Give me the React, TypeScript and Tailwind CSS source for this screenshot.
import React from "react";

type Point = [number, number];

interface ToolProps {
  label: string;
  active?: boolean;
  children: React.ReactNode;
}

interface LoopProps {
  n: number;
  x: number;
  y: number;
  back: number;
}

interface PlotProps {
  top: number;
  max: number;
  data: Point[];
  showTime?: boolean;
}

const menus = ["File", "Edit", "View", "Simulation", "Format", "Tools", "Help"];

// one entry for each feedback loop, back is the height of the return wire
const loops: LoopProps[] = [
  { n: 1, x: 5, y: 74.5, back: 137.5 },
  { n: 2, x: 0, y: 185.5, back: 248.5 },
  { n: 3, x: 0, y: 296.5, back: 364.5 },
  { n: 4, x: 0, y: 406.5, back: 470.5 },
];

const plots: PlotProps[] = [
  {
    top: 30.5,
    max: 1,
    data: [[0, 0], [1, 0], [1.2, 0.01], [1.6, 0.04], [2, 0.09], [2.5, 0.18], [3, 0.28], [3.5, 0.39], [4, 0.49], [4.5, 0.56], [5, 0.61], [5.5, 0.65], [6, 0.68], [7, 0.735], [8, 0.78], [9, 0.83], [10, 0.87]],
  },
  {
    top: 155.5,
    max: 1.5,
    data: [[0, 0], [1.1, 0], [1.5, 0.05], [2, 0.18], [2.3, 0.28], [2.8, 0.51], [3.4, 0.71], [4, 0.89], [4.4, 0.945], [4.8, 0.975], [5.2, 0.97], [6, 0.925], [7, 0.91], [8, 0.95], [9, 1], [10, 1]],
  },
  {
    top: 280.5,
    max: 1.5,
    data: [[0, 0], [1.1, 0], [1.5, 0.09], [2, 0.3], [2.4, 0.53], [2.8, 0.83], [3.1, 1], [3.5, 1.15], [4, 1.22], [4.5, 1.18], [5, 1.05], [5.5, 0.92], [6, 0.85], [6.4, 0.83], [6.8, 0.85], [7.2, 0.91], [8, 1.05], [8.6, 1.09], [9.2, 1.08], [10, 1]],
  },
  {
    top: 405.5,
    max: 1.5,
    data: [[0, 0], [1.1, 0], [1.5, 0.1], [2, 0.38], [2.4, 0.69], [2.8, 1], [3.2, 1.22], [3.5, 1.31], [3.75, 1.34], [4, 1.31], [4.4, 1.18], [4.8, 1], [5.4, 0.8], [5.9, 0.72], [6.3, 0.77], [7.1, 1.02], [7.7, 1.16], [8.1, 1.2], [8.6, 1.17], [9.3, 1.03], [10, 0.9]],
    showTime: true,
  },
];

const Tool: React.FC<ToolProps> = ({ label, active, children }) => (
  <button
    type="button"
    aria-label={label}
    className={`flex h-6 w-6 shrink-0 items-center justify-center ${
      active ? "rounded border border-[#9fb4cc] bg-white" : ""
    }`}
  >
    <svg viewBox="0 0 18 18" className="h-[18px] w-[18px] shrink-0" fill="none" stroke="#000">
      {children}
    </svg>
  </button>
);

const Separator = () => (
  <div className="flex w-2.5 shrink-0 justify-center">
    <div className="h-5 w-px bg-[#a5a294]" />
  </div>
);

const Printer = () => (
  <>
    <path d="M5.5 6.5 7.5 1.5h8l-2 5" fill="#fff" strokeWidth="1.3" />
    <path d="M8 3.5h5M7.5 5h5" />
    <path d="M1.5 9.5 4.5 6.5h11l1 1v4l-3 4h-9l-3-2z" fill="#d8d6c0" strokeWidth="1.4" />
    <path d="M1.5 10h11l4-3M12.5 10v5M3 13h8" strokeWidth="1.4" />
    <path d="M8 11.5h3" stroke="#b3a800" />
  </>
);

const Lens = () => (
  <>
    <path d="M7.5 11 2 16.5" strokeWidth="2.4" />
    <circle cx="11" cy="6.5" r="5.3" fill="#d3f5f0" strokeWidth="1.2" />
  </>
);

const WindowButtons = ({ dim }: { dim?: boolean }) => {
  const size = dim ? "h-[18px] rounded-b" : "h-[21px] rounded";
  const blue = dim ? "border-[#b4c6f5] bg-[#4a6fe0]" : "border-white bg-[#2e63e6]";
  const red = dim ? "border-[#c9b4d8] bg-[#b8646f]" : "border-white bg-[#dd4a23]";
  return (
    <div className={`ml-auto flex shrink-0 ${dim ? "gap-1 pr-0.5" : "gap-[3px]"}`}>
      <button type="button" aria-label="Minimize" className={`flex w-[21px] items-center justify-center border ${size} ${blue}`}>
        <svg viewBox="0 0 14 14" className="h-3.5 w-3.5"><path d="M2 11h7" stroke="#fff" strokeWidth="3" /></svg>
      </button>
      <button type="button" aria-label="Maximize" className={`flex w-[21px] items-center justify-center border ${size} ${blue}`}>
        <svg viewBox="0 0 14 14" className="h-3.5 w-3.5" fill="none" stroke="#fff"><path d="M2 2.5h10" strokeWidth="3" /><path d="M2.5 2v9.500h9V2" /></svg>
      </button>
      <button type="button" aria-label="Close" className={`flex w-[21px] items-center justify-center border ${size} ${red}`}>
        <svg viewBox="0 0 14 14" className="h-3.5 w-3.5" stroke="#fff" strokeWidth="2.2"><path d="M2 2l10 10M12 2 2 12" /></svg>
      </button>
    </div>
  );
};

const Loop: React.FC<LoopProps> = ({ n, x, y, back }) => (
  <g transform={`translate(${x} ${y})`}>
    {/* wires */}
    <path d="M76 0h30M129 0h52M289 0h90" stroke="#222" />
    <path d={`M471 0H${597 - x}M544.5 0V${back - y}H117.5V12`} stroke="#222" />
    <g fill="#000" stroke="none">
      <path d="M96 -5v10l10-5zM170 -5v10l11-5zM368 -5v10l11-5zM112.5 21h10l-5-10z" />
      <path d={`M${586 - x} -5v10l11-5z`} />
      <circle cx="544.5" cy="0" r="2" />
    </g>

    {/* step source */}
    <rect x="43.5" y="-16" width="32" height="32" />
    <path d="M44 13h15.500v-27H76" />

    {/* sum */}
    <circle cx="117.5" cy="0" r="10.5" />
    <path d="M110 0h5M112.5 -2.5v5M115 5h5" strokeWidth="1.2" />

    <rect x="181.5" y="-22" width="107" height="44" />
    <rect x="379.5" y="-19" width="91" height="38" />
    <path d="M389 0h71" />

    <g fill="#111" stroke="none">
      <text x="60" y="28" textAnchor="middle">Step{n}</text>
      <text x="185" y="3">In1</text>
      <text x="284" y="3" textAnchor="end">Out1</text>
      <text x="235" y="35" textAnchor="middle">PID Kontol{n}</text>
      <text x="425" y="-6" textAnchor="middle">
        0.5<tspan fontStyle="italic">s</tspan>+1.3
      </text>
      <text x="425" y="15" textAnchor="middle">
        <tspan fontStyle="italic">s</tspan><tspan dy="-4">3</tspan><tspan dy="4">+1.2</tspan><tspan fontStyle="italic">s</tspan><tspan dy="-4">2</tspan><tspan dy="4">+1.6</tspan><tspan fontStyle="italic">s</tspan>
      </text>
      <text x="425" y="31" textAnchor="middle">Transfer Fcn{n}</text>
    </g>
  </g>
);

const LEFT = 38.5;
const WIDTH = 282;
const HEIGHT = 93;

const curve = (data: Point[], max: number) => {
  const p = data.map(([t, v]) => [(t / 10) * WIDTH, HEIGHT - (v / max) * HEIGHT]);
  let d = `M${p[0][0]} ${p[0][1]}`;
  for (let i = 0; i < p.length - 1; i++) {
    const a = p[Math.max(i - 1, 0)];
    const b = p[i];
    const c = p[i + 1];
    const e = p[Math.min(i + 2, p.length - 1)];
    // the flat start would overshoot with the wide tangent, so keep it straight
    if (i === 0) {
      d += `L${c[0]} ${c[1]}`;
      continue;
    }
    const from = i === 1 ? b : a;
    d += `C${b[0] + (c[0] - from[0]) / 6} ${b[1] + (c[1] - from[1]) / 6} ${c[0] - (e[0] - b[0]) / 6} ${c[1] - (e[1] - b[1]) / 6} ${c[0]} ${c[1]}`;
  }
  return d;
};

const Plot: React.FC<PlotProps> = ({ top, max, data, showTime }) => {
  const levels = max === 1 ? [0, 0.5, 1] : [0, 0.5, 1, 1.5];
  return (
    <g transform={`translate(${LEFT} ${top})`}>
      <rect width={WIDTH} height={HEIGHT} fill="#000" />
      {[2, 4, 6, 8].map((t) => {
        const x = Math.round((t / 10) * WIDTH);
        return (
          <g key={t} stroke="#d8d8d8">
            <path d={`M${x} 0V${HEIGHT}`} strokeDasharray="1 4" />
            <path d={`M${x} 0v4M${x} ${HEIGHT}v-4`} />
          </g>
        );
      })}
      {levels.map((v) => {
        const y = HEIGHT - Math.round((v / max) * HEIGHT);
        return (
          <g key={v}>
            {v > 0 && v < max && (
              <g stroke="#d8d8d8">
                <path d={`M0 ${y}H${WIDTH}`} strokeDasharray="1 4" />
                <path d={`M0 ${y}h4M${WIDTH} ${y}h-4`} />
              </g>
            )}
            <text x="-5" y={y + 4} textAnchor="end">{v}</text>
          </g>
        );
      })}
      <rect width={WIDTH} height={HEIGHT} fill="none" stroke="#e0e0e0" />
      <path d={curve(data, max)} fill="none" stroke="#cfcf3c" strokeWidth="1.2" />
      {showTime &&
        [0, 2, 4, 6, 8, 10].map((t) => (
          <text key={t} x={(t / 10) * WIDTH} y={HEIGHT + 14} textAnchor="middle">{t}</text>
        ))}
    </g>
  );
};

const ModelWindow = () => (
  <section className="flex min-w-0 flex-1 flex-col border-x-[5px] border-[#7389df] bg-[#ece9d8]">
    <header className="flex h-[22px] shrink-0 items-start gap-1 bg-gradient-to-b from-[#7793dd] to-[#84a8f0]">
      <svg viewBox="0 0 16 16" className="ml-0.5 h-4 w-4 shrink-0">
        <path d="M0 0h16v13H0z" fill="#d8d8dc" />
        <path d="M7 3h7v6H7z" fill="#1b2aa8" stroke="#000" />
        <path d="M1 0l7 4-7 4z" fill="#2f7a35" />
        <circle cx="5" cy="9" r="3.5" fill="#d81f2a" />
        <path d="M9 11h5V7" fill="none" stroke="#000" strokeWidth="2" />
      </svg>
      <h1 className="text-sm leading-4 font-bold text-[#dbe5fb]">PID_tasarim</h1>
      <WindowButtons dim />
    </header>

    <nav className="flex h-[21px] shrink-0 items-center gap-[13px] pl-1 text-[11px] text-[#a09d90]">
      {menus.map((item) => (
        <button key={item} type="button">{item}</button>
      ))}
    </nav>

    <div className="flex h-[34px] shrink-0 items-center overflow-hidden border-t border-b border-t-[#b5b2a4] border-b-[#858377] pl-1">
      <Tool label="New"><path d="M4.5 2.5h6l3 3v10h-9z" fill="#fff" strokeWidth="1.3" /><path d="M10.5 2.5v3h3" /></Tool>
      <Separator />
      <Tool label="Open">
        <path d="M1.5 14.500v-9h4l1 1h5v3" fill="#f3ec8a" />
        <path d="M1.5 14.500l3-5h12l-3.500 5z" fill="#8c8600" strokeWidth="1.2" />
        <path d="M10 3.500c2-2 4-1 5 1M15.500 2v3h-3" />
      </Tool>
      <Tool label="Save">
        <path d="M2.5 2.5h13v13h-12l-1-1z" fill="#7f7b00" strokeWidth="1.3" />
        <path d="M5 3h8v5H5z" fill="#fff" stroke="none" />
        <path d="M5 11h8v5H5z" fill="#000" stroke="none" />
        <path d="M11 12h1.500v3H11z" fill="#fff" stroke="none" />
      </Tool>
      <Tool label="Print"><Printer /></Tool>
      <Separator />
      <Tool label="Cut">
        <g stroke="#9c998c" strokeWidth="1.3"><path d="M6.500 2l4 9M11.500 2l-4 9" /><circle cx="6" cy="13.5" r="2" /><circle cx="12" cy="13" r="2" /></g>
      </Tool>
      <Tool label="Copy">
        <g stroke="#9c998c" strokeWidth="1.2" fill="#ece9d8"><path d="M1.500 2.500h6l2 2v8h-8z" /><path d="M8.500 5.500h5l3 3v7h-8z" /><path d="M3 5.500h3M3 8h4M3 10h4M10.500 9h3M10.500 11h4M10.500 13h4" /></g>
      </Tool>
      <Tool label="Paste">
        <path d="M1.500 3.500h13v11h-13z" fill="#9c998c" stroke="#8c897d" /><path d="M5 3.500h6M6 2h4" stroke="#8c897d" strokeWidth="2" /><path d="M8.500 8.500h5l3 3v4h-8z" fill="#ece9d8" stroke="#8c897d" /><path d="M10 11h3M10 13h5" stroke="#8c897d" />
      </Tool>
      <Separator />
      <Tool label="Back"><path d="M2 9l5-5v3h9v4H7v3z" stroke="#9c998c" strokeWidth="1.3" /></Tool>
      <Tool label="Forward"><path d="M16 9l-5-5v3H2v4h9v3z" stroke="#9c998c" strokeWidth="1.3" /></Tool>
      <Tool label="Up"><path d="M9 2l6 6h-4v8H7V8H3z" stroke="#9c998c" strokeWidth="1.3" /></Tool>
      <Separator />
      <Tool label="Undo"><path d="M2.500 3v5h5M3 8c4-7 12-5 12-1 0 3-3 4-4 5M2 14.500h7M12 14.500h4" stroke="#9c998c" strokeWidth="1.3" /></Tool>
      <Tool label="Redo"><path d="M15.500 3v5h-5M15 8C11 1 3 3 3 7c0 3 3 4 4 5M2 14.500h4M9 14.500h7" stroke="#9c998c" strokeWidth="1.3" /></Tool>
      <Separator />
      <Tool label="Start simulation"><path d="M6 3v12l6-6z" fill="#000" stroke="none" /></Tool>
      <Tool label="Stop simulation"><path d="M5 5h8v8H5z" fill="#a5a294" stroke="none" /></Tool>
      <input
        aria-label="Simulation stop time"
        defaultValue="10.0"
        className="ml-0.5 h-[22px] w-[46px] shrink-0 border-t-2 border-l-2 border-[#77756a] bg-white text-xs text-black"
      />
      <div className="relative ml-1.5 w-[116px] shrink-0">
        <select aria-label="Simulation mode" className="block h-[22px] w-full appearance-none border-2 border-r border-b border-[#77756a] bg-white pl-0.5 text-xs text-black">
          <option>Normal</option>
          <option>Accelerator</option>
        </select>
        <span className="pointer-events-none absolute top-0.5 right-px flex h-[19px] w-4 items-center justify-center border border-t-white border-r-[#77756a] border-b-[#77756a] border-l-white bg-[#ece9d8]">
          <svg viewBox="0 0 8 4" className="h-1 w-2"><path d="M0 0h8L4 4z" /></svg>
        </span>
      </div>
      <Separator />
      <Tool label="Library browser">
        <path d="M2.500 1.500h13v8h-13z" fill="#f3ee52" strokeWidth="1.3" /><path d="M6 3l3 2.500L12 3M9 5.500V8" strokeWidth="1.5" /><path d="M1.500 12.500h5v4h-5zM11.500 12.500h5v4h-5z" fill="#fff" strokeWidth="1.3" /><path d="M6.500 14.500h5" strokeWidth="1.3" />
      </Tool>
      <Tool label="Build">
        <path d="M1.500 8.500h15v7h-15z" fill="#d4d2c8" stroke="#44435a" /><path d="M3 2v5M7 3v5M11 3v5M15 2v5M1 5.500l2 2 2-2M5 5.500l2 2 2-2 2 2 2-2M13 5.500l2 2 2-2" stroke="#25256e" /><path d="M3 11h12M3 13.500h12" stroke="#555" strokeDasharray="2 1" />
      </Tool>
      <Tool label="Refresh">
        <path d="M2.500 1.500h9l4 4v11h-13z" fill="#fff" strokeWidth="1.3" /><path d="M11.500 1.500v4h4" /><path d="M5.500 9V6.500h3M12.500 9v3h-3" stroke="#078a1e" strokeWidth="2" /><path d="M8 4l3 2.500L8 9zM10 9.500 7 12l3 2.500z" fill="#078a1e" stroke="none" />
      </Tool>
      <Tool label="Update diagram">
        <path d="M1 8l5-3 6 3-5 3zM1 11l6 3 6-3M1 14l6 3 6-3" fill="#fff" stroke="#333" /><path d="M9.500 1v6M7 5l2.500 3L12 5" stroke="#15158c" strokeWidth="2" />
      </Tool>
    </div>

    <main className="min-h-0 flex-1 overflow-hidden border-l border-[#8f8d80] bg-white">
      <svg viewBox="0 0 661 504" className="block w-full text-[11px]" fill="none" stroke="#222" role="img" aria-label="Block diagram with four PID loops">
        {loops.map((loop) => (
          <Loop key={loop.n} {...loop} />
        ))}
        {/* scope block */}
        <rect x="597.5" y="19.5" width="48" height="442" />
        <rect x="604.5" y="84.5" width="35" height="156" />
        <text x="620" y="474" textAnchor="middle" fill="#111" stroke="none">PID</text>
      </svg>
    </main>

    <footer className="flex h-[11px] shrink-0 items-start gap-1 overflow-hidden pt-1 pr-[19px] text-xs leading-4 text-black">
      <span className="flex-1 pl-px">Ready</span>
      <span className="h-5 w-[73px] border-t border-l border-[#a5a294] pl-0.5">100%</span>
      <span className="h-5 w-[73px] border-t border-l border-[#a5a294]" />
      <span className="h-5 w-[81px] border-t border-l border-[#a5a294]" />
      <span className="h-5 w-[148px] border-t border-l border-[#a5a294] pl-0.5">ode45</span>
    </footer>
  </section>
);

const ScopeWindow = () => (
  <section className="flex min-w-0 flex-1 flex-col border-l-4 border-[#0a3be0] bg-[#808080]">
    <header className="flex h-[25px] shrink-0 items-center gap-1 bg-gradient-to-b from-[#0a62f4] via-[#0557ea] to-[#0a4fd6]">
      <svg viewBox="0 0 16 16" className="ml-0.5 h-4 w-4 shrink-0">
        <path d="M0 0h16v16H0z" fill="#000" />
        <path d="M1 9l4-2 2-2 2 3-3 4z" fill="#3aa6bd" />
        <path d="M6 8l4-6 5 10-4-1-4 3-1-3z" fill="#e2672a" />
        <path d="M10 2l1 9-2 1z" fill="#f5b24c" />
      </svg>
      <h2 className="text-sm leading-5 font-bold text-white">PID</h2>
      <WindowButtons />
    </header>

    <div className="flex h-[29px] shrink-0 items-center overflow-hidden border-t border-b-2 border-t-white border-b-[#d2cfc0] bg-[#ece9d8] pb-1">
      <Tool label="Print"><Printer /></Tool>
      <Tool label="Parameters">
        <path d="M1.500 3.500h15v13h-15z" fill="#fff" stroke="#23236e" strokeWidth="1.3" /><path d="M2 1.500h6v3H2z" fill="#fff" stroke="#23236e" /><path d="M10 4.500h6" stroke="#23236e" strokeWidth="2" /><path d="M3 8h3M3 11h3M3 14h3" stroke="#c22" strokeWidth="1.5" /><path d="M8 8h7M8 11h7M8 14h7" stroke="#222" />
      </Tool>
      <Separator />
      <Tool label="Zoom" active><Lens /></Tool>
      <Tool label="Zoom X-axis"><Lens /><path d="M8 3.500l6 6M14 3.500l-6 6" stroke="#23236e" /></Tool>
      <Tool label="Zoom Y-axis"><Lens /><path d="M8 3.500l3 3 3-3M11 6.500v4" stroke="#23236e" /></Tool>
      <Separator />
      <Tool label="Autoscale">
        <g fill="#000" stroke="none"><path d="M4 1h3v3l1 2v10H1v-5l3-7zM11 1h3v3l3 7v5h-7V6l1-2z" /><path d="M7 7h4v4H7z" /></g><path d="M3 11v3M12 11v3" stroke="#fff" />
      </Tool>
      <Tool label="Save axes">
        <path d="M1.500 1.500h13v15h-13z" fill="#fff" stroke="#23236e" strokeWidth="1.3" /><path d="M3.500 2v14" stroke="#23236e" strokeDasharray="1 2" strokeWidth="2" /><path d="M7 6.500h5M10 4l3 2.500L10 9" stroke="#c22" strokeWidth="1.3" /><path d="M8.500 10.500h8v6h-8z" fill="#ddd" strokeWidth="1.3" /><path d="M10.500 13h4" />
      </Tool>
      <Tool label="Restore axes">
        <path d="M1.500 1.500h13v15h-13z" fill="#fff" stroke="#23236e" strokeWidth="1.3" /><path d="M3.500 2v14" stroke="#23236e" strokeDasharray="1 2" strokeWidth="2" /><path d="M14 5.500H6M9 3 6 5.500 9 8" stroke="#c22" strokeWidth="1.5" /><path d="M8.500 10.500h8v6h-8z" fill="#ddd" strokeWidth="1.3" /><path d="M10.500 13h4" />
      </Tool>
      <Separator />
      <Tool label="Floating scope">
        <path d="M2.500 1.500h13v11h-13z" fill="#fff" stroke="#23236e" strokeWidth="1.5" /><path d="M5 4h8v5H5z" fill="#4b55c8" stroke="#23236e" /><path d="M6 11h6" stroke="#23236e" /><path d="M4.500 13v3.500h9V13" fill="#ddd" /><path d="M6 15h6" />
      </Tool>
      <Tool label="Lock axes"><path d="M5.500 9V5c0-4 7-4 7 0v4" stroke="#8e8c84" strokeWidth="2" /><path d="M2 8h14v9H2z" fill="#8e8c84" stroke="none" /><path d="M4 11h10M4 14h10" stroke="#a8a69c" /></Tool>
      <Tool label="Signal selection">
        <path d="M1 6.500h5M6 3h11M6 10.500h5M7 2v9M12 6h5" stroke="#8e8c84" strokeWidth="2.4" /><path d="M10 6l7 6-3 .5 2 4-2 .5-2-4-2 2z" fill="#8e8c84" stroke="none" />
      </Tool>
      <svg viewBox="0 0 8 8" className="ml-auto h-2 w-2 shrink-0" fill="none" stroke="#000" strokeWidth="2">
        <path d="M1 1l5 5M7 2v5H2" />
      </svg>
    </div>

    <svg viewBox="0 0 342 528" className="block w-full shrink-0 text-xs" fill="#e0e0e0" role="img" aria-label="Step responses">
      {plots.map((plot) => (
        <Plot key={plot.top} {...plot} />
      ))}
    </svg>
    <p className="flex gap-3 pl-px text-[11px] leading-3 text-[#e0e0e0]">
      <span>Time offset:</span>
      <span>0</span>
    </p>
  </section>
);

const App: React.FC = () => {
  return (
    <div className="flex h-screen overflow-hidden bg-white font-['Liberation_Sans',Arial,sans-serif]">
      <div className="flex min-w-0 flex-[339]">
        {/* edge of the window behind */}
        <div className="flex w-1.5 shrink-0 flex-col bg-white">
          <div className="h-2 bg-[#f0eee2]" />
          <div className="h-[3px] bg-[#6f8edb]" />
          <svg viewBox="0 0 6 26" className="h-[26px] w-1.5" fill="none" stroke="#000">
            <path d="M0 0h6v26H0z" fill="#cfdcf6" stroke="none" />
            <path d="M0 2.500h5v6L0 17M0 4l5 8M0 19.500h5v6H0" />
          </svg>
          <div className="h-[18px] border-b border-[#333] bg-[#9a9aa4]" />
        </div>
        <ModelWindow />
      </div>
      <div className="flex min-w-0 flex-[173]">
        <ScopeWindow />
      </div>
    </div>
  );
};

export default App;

* DIRECTION *
Using the data above, copy each line that contains "React".

* TASK RESPONSE *
Give me the React, TypeScript and Tailwind CSS source for this screenshot.
import React from "react";
  children: React.ReactNode;
const Tool: React.FC<ToolProps> = ({ label, active, children }) => (
const Loop: React.FC<LoopProps> = ({ n, x, y, back }) => (
const Plot: React.FC<PlotProps> = ({ top, max, data, showTime }) => {
const App: React.FC = () => {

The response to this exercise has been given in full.